Мифология Ночи, однако, забывается не вполне – на смену мифическим персонажам приходит мифическое вещество: черная желчь, о которой говорят первые «физиологи». За внешней простотой теории четырех гуморов по-прежнему таится иррациональное содержание[920]. К тому же черная желчь не имеет столь конкретного вида, как кровь, флегма и желчь желтая. Хотя древние считали, что видят ее в испражнениях и рвоте, содержащих черноватую переваренную кровь, существование черной желчи можно не столько наблюдать, сколько воображать мысленно: ее физические свойства и возможности морального воздействия – умозрительный постулат, переносящий атрибуты злокозненных божеств на особое вещество. Речь идет уже не о ночной Эринии, но по-прежнему о чем-то черном; не о Боге, но по-прежнему о чем-то неодолимом; не о парализующих объятиях демона, но о постепенно удушающей смоле, вязком и холодном дегте, который, проникая во все системы организма, блокирует движение жизненных токов. Одержимость сверхъестественной, божественной силой сменяется внутренней физической блокадой, гуморальным паразитизмом, – что-то находящееся внутри нас восстает против нас же. Соответственно, изгнание злого духа с помощью экзорцизма теперь надлежит заместить прозаическими методами очищения организма. Вещество изгоняют не так, как демона. Но если излитие крови, флегмы и желтой желчи доступно наблюдению и все они выводятся из тела без больших затруднений, то желчь черная, будучи гумором скрытым и застойным, выхода не находит. Она сосредоточена в селезенке, но нет протока, по которому ее можно вывести наружу.

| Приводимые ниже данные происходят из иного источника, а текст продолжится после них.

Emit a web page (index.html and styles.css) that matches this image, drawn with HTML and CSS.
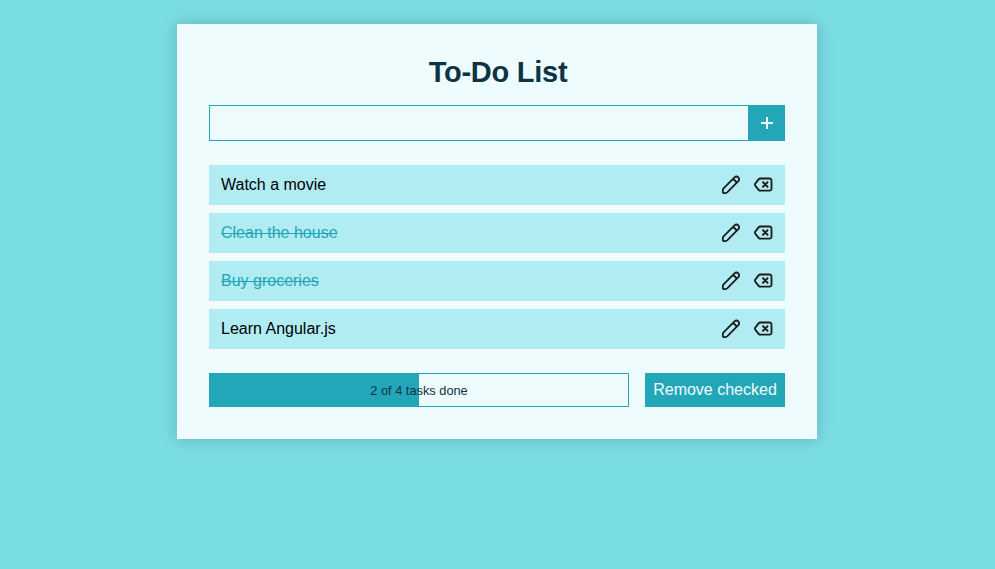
FILE: index.html
```html
<!DOCTYPE html>
<html lang="en">
<head>
<meta charset="utf-8">
<title>To-Do List</title>
<link rel="stylesheet" href="styles.css">
</head>
<body>
<svg class="defs" aria-hidden="true">
  <symbol id="pencil" viewBox="0 0 24 24"><path d="M3 16 16.2 2.8a3.1 3.1 0 0 1 4.6 4.6L7.4 20.8Q6.6 21.5 5.6 21.6L3.4 21.7Q2.2 21.8 2.2 20.6L2.3 18Q2.3 16.8 3 16ZM14.5 4.5l4.6 4.6"/></symbol>
  <symbol id="backspace" viewBox="0 0 24 24"><path d="M8.8 4.2H20a2.2 2.2 0 0 1 2.2 2.2V16.6a2.2 2.2 0 0 1-2.2 2.2H8.8Q7.5 18.8 6.7 17.8L2.7 12.7Q1.9 11.5 2.7 10.3L6.7 5.2Q7.5 4.2 8.8 4.2ZM12 8.7l5.4 5.4M17.4 8.7l-5.4 5.4"/></symbol>
</svg>
<main class="card">
  <h1 class="title">To-Do List</h1>
  <form class="add">
    <input class="add-input" type="text" aria-label="New task">
    <button class="add-button" type="button" aria-label="Add"><svg class="plus" viewBox="0 0 14 14"><path d="M7 1v12M1 7h12"/></svg></button>
  </form>
  <ul class="tasks">
    <li class="task"><span class="label">Watch a movie</span><svg class="icon"><use href="#pencil"/></svg><svg class="icon"><use href="#backspace"/></svg></li>
    <li class="task done"><span class="label">Clean the house</span><svg class="icon"><use href="#pencil"/></svg><svg class="icon"><use href="#backspace"/></svg></li>
    <li class="task done"><span class="label">Buy groceries</span><svg class="icon"><use href="#pencil"/></svg><svg class="icon"><use href="#backspace"/></svg></li>
    <li class="task"><span class="label">Learn Angular.js</span><svg class="icon"><use href="#pencil"/></svg><svg class="icon"><use href="#backspace"/></svg></li>
  </ul>
  <div class="footer">
    <div class="progress">2 of 4 tasks done</div>
    <button class="remove" type="button">Remove checked</button>
  </div>
</main>
</body>
</html>
```
FILE: styles.css
```css
* { box-sizing: border-box; }
body {
  margin: 0;
  padding-top: 24.4px;
  min-height: 100vh;
  background: #7bdde4;
  font: 16px/20px "Liberation Sans", Arial, sans-serif;
  color: #0c3444;
}
.defs { display: none; }
.card {
  width: 640px;
  height: 415px;
  margin: 0 auto 0 177px;
  padding: 30px 32px 32px;
  background: #eefcfe;
  box-shadow: 0 0 16px rgba(0, 0, 0, 0.2);
}
.title {
  margin: 0 0 15px;
  padding-left: 2px;
  font-size: 29px;
  line-height: 36px;
  letter-spacing: -0.25px;
  text-align: center;
}
.add { display: flex; height: 36px; margin: 0 0 24px; }
.add-input {
  flex: 1;
  min-width: 0;
  padding: 0 12px;
  border: 1px solid #22a6b8;
  border-right: 0;
  background: transparent;
  font: inherit;
  outline: none;
}
.add-button {
  display: flex;
  align-items: center;
  justify-content: center;
  width: 37px;
  padding: 0;
  border: 0;
  background: #22a6b8;
}
.plus { width: 14px; height: 14px; fill: none; stroke: #effdfe; stroke-width: 2; }
.tasks {
  display: flex;
  flex-direction: column;
  gap: 8px;
  margin: 0 0 24px;
  padding: 0;
  list-style: none;
}
.task {
  display: flex;
  align-items: center;
  gap: 12px;
  height: 40px;
  padding: 0 12px;
  background: #b0ecf2;
  color: #000;
}
.label { flex: 1; }
.done .label { color: #22a6b8; text-decoration: line-through; }
.icon {
  width: 20px;
  height: 20px;
  fill: none;
  stroke: #1c1c1c;
  stroke-width: 2.2;
  stroke-linecap: round;
  stroke-linejoin: round;
}
.footer { display: flex; gap: 16px; height: 34px; }
.progress {
  flex: 1;
  border: 1px solid #22a6b8;
  background: linear-gradient(90deg, #22a6b8 50%, transparent 50%);
  font-size: 12.8px;
  line-height: 34px;
  text-align: center;
}
.remove {
  width: 140px;
  padding: 0;
  border: 0;
  background: #22a6b8;
  color: #effdfe;
  font: inherit;
}
```
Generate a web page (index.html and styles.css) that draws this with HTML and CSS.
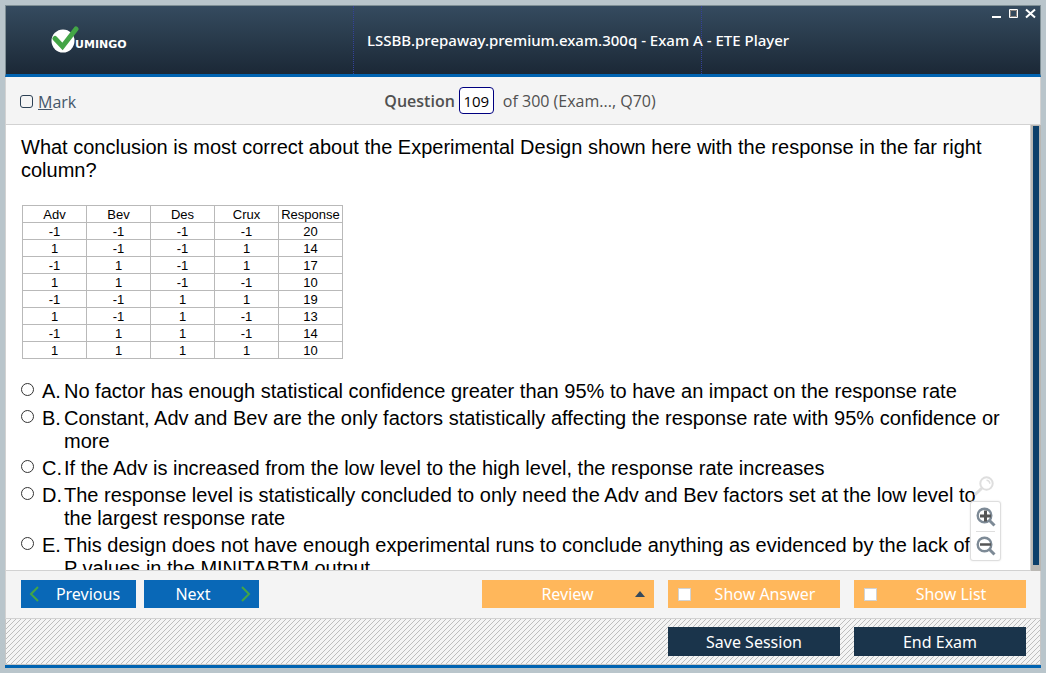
FILE: index.html
```
<!DOCTYPE html>
<html lang="en">
<head>
<meta charset="utf-8">
<title>LSSBB.prepaway.premium.exam.300q - Exam A - ETE Player</title>
<link rel="stylesheet" href="styles.css">
</head>
<body>
<div class="window">
  <header class="titlebar">
    <div class="brand">
      <svg class="brand-mark" width="28" height="28" viewBox="0 0 28 28" aria-hidden="true">
        <circle cx="12" cy="15" r="11.500" fill="#fff"/>
        <path d="M4 12.500 L11.500 20.500 L25 3" fill="none" stroke="#43a546" stroke-width="5" stroke-linecap="round" stroke-linejoin="miter"/>
      </svg>
      <span class="brand-name">UMINGO</span>
    </div>
    <h1 class="title">LSSBB.prepaway.premium.exam.300q - Exam A - ETE Player</h1>
    <div class="window-controls">
      <button class="control" aria-label="Minimize"><svg width="11" height="11" viewBox="0 0 11 11"><path d="M1 9h9" stroke="#fff" stroke-width="2"/></svg></button>
      <button class="control" aria-label="Maximize"><svg width="11" height="11" viewBox="0 0 11 11"><path d="M1.500 1.500h8v8h-8z" fill="#34495c" stroke="#fff"/><path d="M2.500 2.500h6v6h-6z" fill="none" stroke="#8d8580"/></svg></button>
      <button class="control" aria-label="Close"><svg width="11" height="11" viewBox="0 0 11 11"><path d="M1 1.500l9 8M10 1.500l-9 8" stroke="#fff" stroke-width="2"/></svg></button>
    </div>
  </header>

  <div class="question-bar">
    <label class="mark"><input type="checkbox" class="mark-box"><span><u>M</u>ark</span></label>
    <div class="position">
      <label class="position-label" for="question-number">Question</label>
      <input class="position-input" id="question-number" type="text" value="109">
      <span>of 300 (Exam..., Q70)</span>
    </div>
  </div>

  <main class="stage">
    <div class="content">
      <p class="question">What conclusion is most correct about the Experimental Design shown here with the response in the far right column?</p>
      <table class="design">
        <thead><tr><th>Adv</th><th>Bev</th><th>Des</th><th>Crux</th><th>Response</th></tr></thead>
        <tbody>
          <tr><td>-1</td><td>-1</td><td>-1</td><td>-1</td><td>20</td></tr>
          <tr><td>1</td><td>-1</td><td>-1</td><td>1</td><td>14</td></tr>
          <tr><td>-1</td><td>1</td><td>-1</td><td>1</td><td>17</td></tr>
          <tr><td>1</td><td>1</td><td>-1</td><td>-1</td><td>10</td></tr>
          <tr><td>-1</td><td>-1</td><td>1</td><td>1</td><td>19</td></tr>
          <tr><td>1</td><td>-1</td><td>1</td><td>-1</td><td>13</td></tr>
          <tr><td>-1</td><td>1</td><td>1</td><td>-1</td><td>14</td></tr>
          <tr><td>1</td><td>1</td><td>1</td><td>1</td><td>10</td></tr>
        </tbody>
      </table>
      <div class="answers">
        <label class="answer"><input type="radio" name="answer"><span>A.</span><span>No factor has enough statistical confidence greater than 95% to have an impact on the response rate</span></label>
        <label class="answer"><input type="radio" name="answer"><span>B.</span><span>Constant, Adv and Bev are the only factors statistically affecting the response rate with 95% confidence or more</span></label>
        <label class="answer"><input type="radio" name="answer"><span>C.</span><span>If the Adv is increased from the low level to the high level, the response rate increases</span></label>
        <label class="answer"><input type="radio" name="answer"><span>D.</span><span>The response level is statistically concluded to only need the Adv and Bev factors set at the low level to the largest response rate</span></label>
        <label class="answer beside-zoom"><input type="radio" name="answer"><span>E.</span><span>This design does not have enough experimental runs to conclude anything as evidenced by the lack of P values in the MINITABTM output</span></label>
      </div>
    </div>
    <div class="zoom">
      <svg class="zoom-reset" width="20" height="20" viewBox="0 0 20 20" aria-hidden="true">
        <circle cx="12.500" cy="7.500" r="6.200" fill="none" stroke="#dedede" stroke-width="2"/>
        <path d="M12.500 4.200a3.400 3.400 0 0 1 3.300 3.500" fill="none" stroke="#dedede" stroke-width="1.500"/>
        <path d="M7.500 12.500L1.800 18" stroke="#dedede" stroke-width="3" stroke-linecap="round"/>
      </svg>
      <div class="zoom-panel">
        <button class="zoom-button" aria-label="Zoom in"><svg width="20" height="20" viewBox="0 0 20 20"><circle cx="8.500" cy="8.500" r="6.800" fill="none" stroke="#7d8a96" stroke-width="2.400"/><path d="M13.500 13.500L18.500 18.500" stroke="#7d8a96" stroke-width="3"/><path d="M4 9h11M9.500 3.500v11" stroke="#555" stroke-width="3"/></svg></button>
        <button class="zoom-button" aria-label="Zoom out"><svg width="20" height="20" viewBox="0 0 20 20"><circle cx="8.500" cy="8.500" r="6.800" fill="none" stroke="#7d8a96" stroke-width="2.400"/><path d="M13.500 13.500L18.500 18.500" stroke="#7d8a96" stroke-width="3"/><path d="M4 8.500h11" stroke="#555" stroke-width="2.500"/></svg></button>
      </div>
    </div>
    <div class="scroll-track"><div class="scroll-thumb"></div></div>
  </main>

  <div class="action-bar">
    <button class="button nav previous"><svg width="10" height="16" viewBox="0 0 10 16"><path d="M9 1L2 8l7 7" fill="none" stroke="#43a546" stroke-width="2"/></svg><span>Previous</span></button>
    <button class="button nav next"><span>Next</span><svg width="10" height="16" viewBox="0 0 10 16"><path d="M1 1l7 7-7 7" fill="none" stroke="#43a546" stroke-width="2"/></svg></button>
    <button class="button option review"><span>Review</span><svg width="10" height="6" viewBox="0 0 10 6"><path d="M0 6L5 0l5 6z" fill="#34495c"/></svg></button>
    <label class="button option toggle"><input type="checkbox"><span>Show Answer</span></label>
    <label class="button option toggle"><input type="checkbox"><span>Show List</span></label>
  </div>

  <footer class="session-bar">
    <button class="button session">Save Session</button>
    <button class="button session">End Exam</button>
  </footer>
</div>
</body>
</html>
```
FILE: styles.css
```
* { box-sizing: border-box; }

body {
  margin: 0;
  height: 100vh;
  padding: 5px;
  background: #b9c5cb;
  font-family: "Open Sans", "Noto Sans", sans-serif;
  font-size: 16px;
}

button, input { font: inherit; margin: 0; }
button { border: 0; padding: 0; background: none; }
svg { display: block; }

.window {
  display: flex;
  flex-direction: column;
  height: 100%;
  border-bottom: 3px solid #0063b1;
  background: #f4f4f4;
}

/* Title bar */
.titlebar {
  display: grid;
  grid-template-columns: 347px 349px 1fr;
  height: 72px;
  border: 1px solid #7f8f95;
  border-bottom: 3px solid #0063b1;
  background: linear-gradient(#354b5f, #1b2836);
  color: #fff;
}

.brand { display: flex; align-items: center; padding-left: 45px; }
.brand-name {
  margin-left: -4px;
  padding-top: 9px;
  font: bold 11px/14px "DejaVu Sans", sans-serif;
}

.title {
  display: flex;
  align-items: center;
  margin: 0;
  padding-left: 13px;
  border: dotted #34419a;
  border-width: 0 1px;
  font-size: 15px;
  font-weight: 500;
  font-family: "Noto Sans", sans-serif;
  white-space: nowrap;
}

.window-controls {
  display: flex;
  justify-content: flex-end;
  gap: 6px;
  height: 11px;
  margin-top: 2px;
  padding-right: 4px;
}

/* Question position */
.question-bar {
  display: grid;
  grid-template-columns: 1fr auto 1fr;
  align-items: center;
  height: 48px;
  padding: 0 20px 0 14px;
  border: solid #d2d2d2;
  border-width: 0 1px 1px;
  color: #505050;
}

.mark { display: flex; align-items: center; gap: 5px; padding-top: 2px; color: #44566a; }
.mark-box {
  appearance: none;
  width: 13px;
  height: 13px;
  border: 1px solid #2c4054;
  border-radius: 3px;
}

.position { display: flex; align-items: center; }
.position-label { font-weight: 600; }
.position-input {
  width: 35px;
  height: 27px;
  margin: 0 9px 0 4px;
  padding: 0;
  border: 1px solid #000080;
  border-radius: 4px;
  background: #fff;
  color: #000;
  text-align: center;
  font-size: 15px;
}

/* Question and answers */
.stage {
  position: relative;
  display: flex;
  flex: 1;
  min-height: 0;
  border-left: 1px solid #d2d2d2;
  background: #fff;
}

.content {
  flex: 1;
  padding: 11px 30px 0 15px;
  border-bottom: 1px solid #d2d2d2;
  overflow: hidden;
  font: 20px/23px "Liberation Sans", Arial, sans-serif;
  color: #000;
}

.question { margin: 0 0 23px; }

.design {
  margin-left: 1px;
  border-collapse: collapse;
  table-layout: fixed;
  width: 321px;
  font-size: 13px;
  line-height: 15px;
  text-align: center;
}
.design th, .design td {
  height: 17px;
  padding: 1px 0 0;
  border: 1px solid #b9b9b9;
  font-weight: normal;
}

.answers { display: grid; gap: 4px; margin-top: 21px; }
.answer {
  display: grid;
  grid-template-columns: 21px 22px 1fr;
  align-items: start;
}
.beside-zoom { padding-right: 26px; }
.answer input {
  appearance: none;
  width: 13px;
  height: 13px;
  margin-top: 3px;
  border: 1px solid #333;
  border-radius: 50%;
}

.scroll-track {
  width: 11px;
  padding: 1px 2px 6px;
  background: #bab8b4;
  border-left: 1px solid #d2d2d2;
}
.scroll-thumb { height: 100%; background: #0d406b; }

.zoom {
  position: absolute;
  right: 40px;
  bottom: 10px;
}
.zoom-reset { margin: 0 auto 5px 4px; }
.zoom-panel {
  width: 31px;
  padding: 0 5px;
  border: 1px solid #dedede;
  border-radius: 3px;
  background: #fff;
  box-shadow: 0 0 2px #e4e4e4;
}
.zoom-button { display: block; width: 19px; height: 29px; }
.zoom-button + .zoom-button { border-top: 1px solid #dedede; }

/* Actions */
.action-bar {
  display: flex;
  align-items: flex-start;
  height: 48px;
  padding: 9px 14px 0 15px;
  border: solid #d2d2d2;
  border-width: 0 1px 1px;
}

.button {
  display: flex;
  align-items: center;
  height: 28px;
  color: #fff;
  font-family: "Noto Sans", sans-serif;
}
.button span { flex: 1; text-align: center; }

.nav { width: 115px; padding: 0 8px; background: #0968b7; }
.next { margin-left: 8px; }
.previous span { padding-left: 9px; }
.next span { padding-right: 7px; }

.option { width: 172px; margin-left: 14px; padding: 0 10px; background: #ffb75b; }
.review { margin-left: auto; padding-right: 9px; }
.review span { padding-left: 8px; }
.toggle input {
  appearance: none;
  width: 13px;
  height: 13px;
  border: 1px solid #d2d2d2;
  background: #fff;
}
.toggle span { padding-left: 9px; }

.session-bar {
  display: flex;
  justify-content: flex-end;
  gap: 14px;
  height: 46px;
  padding: 8px 14px;
  border: solid #c6c6c6;
  border-width: 0 1px 1px;
  background: linear-gradient(135deg, #f4f4f4 42%, #bdbdbd 42% 58%, #f4f4f4 58%) 0 0 / 5px 5px;
}
.session {
  justify-content: center;
  width: 172px;
  height: 29px;
  background: #1a344b;
}
```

Черная желчь – образ внутренней стесненности, непреодолимой с помощью обычных лекарств; лишь такие опасные раздражающие средства, как чемерица, могут ее расшевелить, привести в движение, – если только мы не ставим целью умягчить ее, сделать более жидкой при помощи «разбавителей»…
черная желчь
Конструируя образ этого черного гумора, воображение представляет его нашим внутренним Стиксом, «кислотой», которая обнаруживает свои разрушительные свойства даже в состоянии испарений, оказывающих на нас пагубное воздействие. Один лишь смрад этих испарений окрашивает мраком наши мысли и наше восприятие окружающего мира. Мы как бы начинаем глядеть сквозь закопченное стекло. В черной желчи нетрудно узнать «стимфализованный»[921] пруд, воду, смешанную с «субстанциальным мраком», о которой говорит Гастон Башляр: «Мы полагаем, что эта стимфализация – не пустая метафора. Она соответствует одной особенной черте меланхолического воображения… Нужно признать, что таким ночным впечатлениям присуща своеобразная манера соединяться, размножаться, усугубляться… Вода, смешанная с ночной темнотой, – это старые угрызения совести, которые не хотят утихнуть…»[922].